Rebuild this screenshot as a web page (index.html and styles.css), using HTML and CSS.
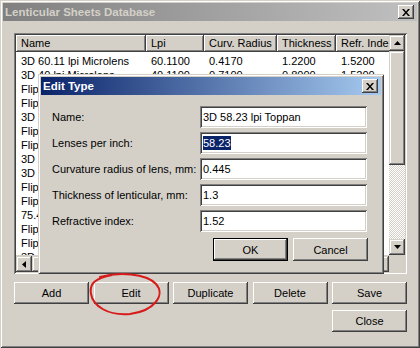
FILE: index.html
```html
<!doctype html>
<html lang="en">
  <head>
    <meta charset="UTF-8" />
    <title>Lenticular Sheets Database</title>
    <link rel="stylesheet" href="styles.css">
  </head>
  <body>
    <div class="window">
      <div class="titlebar inactive">
        <span class="title">Lenticular Sheets Database</span>
        <span class="cap-btn">
          <svg width="8" height="7" viewBox="0 0 8 7"><path d="M0 0h2l2 2.5L6 0h2L5 3.5 8 7H6L4 4.5 2 7H0l3-3.5z" fill="#000"/></svg>
        </span>
      </div>

      <div class="window-body">
        <div class="listview">
          <div class="list-main">
            <div class="list-header">
              <div class="hcell">Name</div>
              <div class="hcell">Lpi</div>
              <div class="hcell">Curv. Radius</div>
              <div class="hcell">Thickness</div>
              <div class="hcell">Refr. Index</div>
            </div>
            <div class="list-rows">
              <div class="row"><span>3D 60.11 lpi Microlens</span><span>60.1100</span><span>0.4170</span><span>1.2200</span><span>1.5200</span></div>
              <div class="row"><span>3D 40 lpi Microlens</span><span>40.1100</span><span>0.7100</span><span>0.8000</span><span>1.5200</span></div>
              <div class="row"><span>Flip 10 lpi</span><span>10.0000</span><span>1.5500</span><span>6.0000</span><span>1.5200</span></div>
              <div class="row"><span>Flip 15 lpi</span><span>15.0000</span><span>1.1000</span><span>4.4000</span><span>1.5200</span></div>
              <div class="row"><span>3D 20 lpi</span><span>20.0000</span><span>1.0500</span><span>3.0000</span><span>1.5200</span></div>
              <div class="row"><span>Flip 20 lpi</span><span>20.0000</span><span>0.8600</span><span>3.2000</span><span>1.5200</span></div>
              <div class="row"><span>Flip 30 lpi</span><span>30.0000</span><span>0.5700</span><span>2.0000</span><span>1.5200</span></div>
              <div class="row"><span>3D 50 lpi</span><span>50.0000</span><span>0.4900</span><span>1.3000</span><span>1.5200</span></div>
              <div class="row"><span>3D 58.23 lpi Toppan</span><span>58.2300</span><span>0.4450</span><span>1.3000</span><span>1.5200</span></div>
              <div class="row"><span>Flip/3D 62 lpi</span><span>62.0000</span><span>0.4000</span><span>1.0000</span><span>1.5200</span></div>
              <div class="row"><span>Flip/3D 75 lpi</span><span>75.0000</span><span>0.3300</span><span>0.6000</span><span>1.5200</span></div>
              <div class="row"><span>75.45 lpi Microlens</span><span>75.4500</span><span>0.3200</span><span>0.4500</span><span>1.5200</span></div>
              <div class="row"><span>Flip 100 lpi</span><span>100.0000</span><span>0.2600</span><span>0.4500</span><span>1.5200</span></div>
              <div class="row"><span>Flip/3D 100 lpi</span><span>100.0000</span><span>0.2500</span><span>0.4000</span><span>1.5200</span></div>
              <div class="row"><span>3D 100 lpi</span><span>100.0000</span><span>0.2400</span><span>0.4000</span><span>1.5200</span></div>
            </div>
          </div>

          <div class="vscroll">
            <div class="sbtn">
              <svg width="7" height="4" viewBox="0 0 7 4"><path d="M3.5 0L7 4H0z" fill="#000"/></svg>
            </div>
            <div class="thumb v"></div>
            <div class="track"></div>
            <div class="sbtn">
              <svg width="7" height="4" viewBox="0 0 7 4"><path d="M0 0h7L3.5 4z" fill="#000"/></svg>
            </div>
          </div>

          <div class="hscroll">
            <div class="sbtn">
              <svg width="4" height="7" viewBox="0 0 4 7"><path d="M4 0v7L0 3.5z" fill="#000"/></svg>
            </div>
            <div class="thumb h"></div>
            <div class="track"></div>
            <div class="sbtn">
              <svg width="4" height="7" viewBox="0 0 4 7"><path d="M0 0l4 3.5L0 7z" fill="#000"/></svg>
            </div>
          </div>

          <div class="corner"></div>
        </div>

        <div class="actions">
          <button class="btn">Add</button>
          <button class="btn">Edit</button>
          <button class="btn">Duplicate</button>
          <button class="btn">Delete</button>
          <button class="btn">Save</button>
        </div>
        <div class="actions end">
          <button class="btn">Close</button>
        </div>
      </div>

      <!-- the modal editor sits on top of the list -->
      <div class="dialog">
        <div class="titlebar active">
          <span class="title">Edit Type</span>
          <span class="cap-btn">
            <svg width="8" height="7" viewBox="0 0 8 7"><path d="M0 0h2l2 2.5L6 0h2L5 3.5 8 7H6L4 4.5 2 7H0l3-3.5z" fill="#000"/></svg>
          </span>
        </div>
        <div class="dialog-body">
          <div class="form">
            <label for="typeName">Name:</label>
            <div class="field" id="typeName">3D 58.23 lpi Toppan</div>
            <label for="typeLpi">Lenses per inch:</label>
            <div class="field" id="typeLpi"><span class="sel">58.23</span></div>
            <label for="typeRadius">Curvature radius of lens, mm:</label>
            <div class="field" id="typeRadius">0.445</div>
            <label for="typeThickness">Thickness of lenticular, mm:</label>
            <div class="field" id="typeThickness">1.3</div>
            <label for="typeIndex">Refractive index:</label>
            <div class="field" id="typeIndex">1.52</div>
          </div>
          <div class="dialog-buttons">
            <button class="btn default">OK</button>
            <button class="btn">Cancel</button>
          </div>
        </div>
      </div>

      <svg class="scribble" width="80" height="46" viewBox="86 272 80 46">
        <path d="M100 277 C118 272, 146 273, 156 284 C166 295, 154 311, 130 314 C108 316, 93 306, 91 294 C89 283, 96 278, 112 275" fill="none" stroke="#d91a1a" stroke-width="2" stroke-linecap="round"/>
      </svg>
    </div>
  </body>
</html>
```

FILE: styles.css
```css
body {
  margin: 0;
  font-family: "Liberation Sans", Arial, sans-serif;
  font-size: 11px;
  color: #000;
}
.window {
  position: relative;
  width: 420px;
  height: 348px;
  box-sizing: border-box;
  padding: 3px;
  background: #d4d0c8;
  box-shadow: inset 1px 1px #d4d0c8, inset -1px -1px #404040,
    inset 2px 2px #fff, inset -2px -2px #808080;
  display: flex;
  flex-direction: column;
}
.titlebar {
  height: 18px;
  display: flex;
  align-items: center;
  justify-content: space-between;
  padding: 0 3px 0 2px;
  font-weight: bold;
  font-size: 11.5px;
}
.titlebar.inactive {
  background: linear-gradient(to right, #808080, #c0c0c0);
  color: #d4d0c8;
}
.titlebar.active {
  background: linear-gradient(to right, #0a246a, #a6caf0);
  color: #fff;
}
.cap-btn {
  width: 16px;
  height: 14px;
  display: flex;
  align-items: center;
  justify-content: center;
  background: #d4d0c8;
  box-shadow: inset -1px -1px #404040, inset 1px 1px #fff,
    inset -2px -2px #808080;
}
.window-body {
  flex: 1;
  padding: 12px 10px 0 11px;
  display: flex;
  flex-direction: column;
}
.listview {
  height: 241px;
  box-sizing: border-box;
  padding: 2px;
  background: #fff;
  box-shadow: inset 1px 1px #808080, inset -1px -1px #fff,
    inset 2px 2px #404040, inset -2px -2px #d4d0c8;
  display: grid;
  grid-template-columns: 1fr 16px;
  grid-template-rows: 1fr 17px;
}
.list-main {
  overflow: hidden;
}
.list-header,
.row {
  display: grid;
  grid-template-columns: 130px 58px 73px 59px 80px;
}
.list-header {
  height: 17px;
}
.hcell {
  background: #d4d0c8;
  padding: 2px 0 0 5px;
  white-space: nowrap;
  overflow: hidden;
  box-shadow: inset -1px -1px #404040, inset 1px 1px #fff,
    inset -2px -2px #808080;
}
.list-rows {
  padding-top: 2px;
}
.row {
  height: 14px;
  line-height: 14px;
  white-space: nowrap;
}
.row span {
  padding-left: 5px;
  overflow: hidden;
}
.vscroll,
.hscroll {
  display: flex;
  background: #d4d0c8;
}
.vscroll {
  flex-direction: column;
}
.hscroll {
  padding-top: 1px;
}
.sbtn {
  flex: none;
  width: 16px;
  height: 16px;
  display: flex;
  align-items: center;
  justify-content: center;
  background: #d4d0c8;
  box-shadow: inset -1px -1px #404040, inset 1px 1px #d4d0c8,
    inset -2px -2px #808080, inset 2px 2px #fff;
}
.thumb {
  flex: none;
  background: #d4d0c8;
  box-shadow: inset -1px -1px #404040, inset 1px 1px #d4d0c8,
    inset -2px -2px #808080, inset 2px 2px #fff;
}
.thumb.v {
  height: 114px;
}
.thumb.h {
  width: 270px;
}
.track {
  flex: 1;
  background: repeating-conic-gradient(#d4d0c8 0 25%, #fff 0 50%) 0 0 / 2px 2px;
}
.corner {
  background: #d4d0c8;
}
.actions {
  display: flex;
  gap: 4px;
  justify-content: space-between;
  margin-top: 8px;
}
.actions.end {
  justify-content: flex-end;
  margin-top: 6px;
}
.btn {
  width: 75px;
  height: 22px;
  padding: 0;
  border: 0;
  background: #d4d0c8;
  font: inherit;
  color: #000;
  box-shadow: inset -1px -1px #404040, inset 1px 1px #fff,
    inset -2px -2px #808080, inset 2px 2px #d4d0c8;
}
.btn.default {
  outline: 1px solid #000;
  outline-offset: -1px;
  box-shadow: inset -2px -2px #404040, inset 2px 2px #fff,
    inset -3px -3px #808080;
}
.dialog {
  position: absolute;
  left: 38px;
  top: 74px;
  width: 346px;
  height: 200px;
  box-sizing: border-box;
  padding: 3px;
  background: #d4d0c8;
  box-shadow: inset 1px 1px #d4d0c8, inset -1px -1px #404040,
    inset 2px 2px #fff, inset -2px -2px #808080;
  display: flex;
  flex-direction: column;
}
.dialog-body {
  padding: 11px 13px 0 11px;
}
.form {
  display: grid;
  grid-template-columns: 148px 167px;
  grid-auto-rows: 22px;
  row-gap: 4px;
  align-items: center;
}
.form label {
  white-space: nowrap;
}
.field {
  height: 22px;
  box-sizing: border-box;
  padding: 0 3px;
  line-height: 22px;
  background: #fff;
  box-shadow: inset 1px 1px #808080, inset -1px -1px #fff,
    inset 2px 2px #404040, inset -2px -2px #d4d0c8;
  white-space: nowrap;
}
.sel {
  background: #0a246a;
  color: #fff;
  padding: 1px 0;
}
.dialog-buttons {
  display: flex;
  justify-content: flex-end;
  gap: 5px;
  margin-top: 6px;
}
.dialog-buttons .btn {
  height: 23px;
}
.scribble {
  position: absolute;
  left: 86px;
  top: 272px;
}
```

Task to complete: Give the number of lines above in which the word "styles" occurs, with nothing else.

Exercise result: 3